There are times the trellised room becomes a haven for work. She’ll lay
out fabric samples and pore over design magazines as she curls up on the sofa, her morning cup of coffee perched on a garden stool or Moroccan pedestal table.
"It’s relaxing and slightly separate, but close enough," she says. "That’s really the beauty of an outdoor space."
10 Steps to Your Own Paradise
Tips from Windsor Smith for creating an outdoor transitional room:
1. Stake out a flat spot in an area with indirect sunlight.
2. Create a sense of enclosure with a trellis, a canopy, or a Moroccan tent.
3. Delineate space with a cozy rug.
4. Make the area large enough for dining.
5. Use paper lanterns, ground lights, and candles for ambience.
6. Mix indoor rugs and furniture with the usual garden pieces.

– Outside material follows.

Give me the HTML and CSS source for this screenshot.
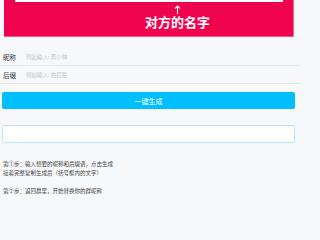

Seasonal slipcovers can protect indoor furniture from weather. Add pillows for sitting and lounging—interior pillows are fine, or make covers from soft, weather-resistant fabrics.
7. Provide hard surfaces for trays of food or a pitcher of mojitos.
8. Let attractive game boards double as decorative pieces. Backgammon, chess, and checkerboards work well.
9. Use colors that imply a completely separate experience. Think international, ocean getaway, or similar escapist themes.
10. Hang art or mirrors to create the atmosphere of a real room.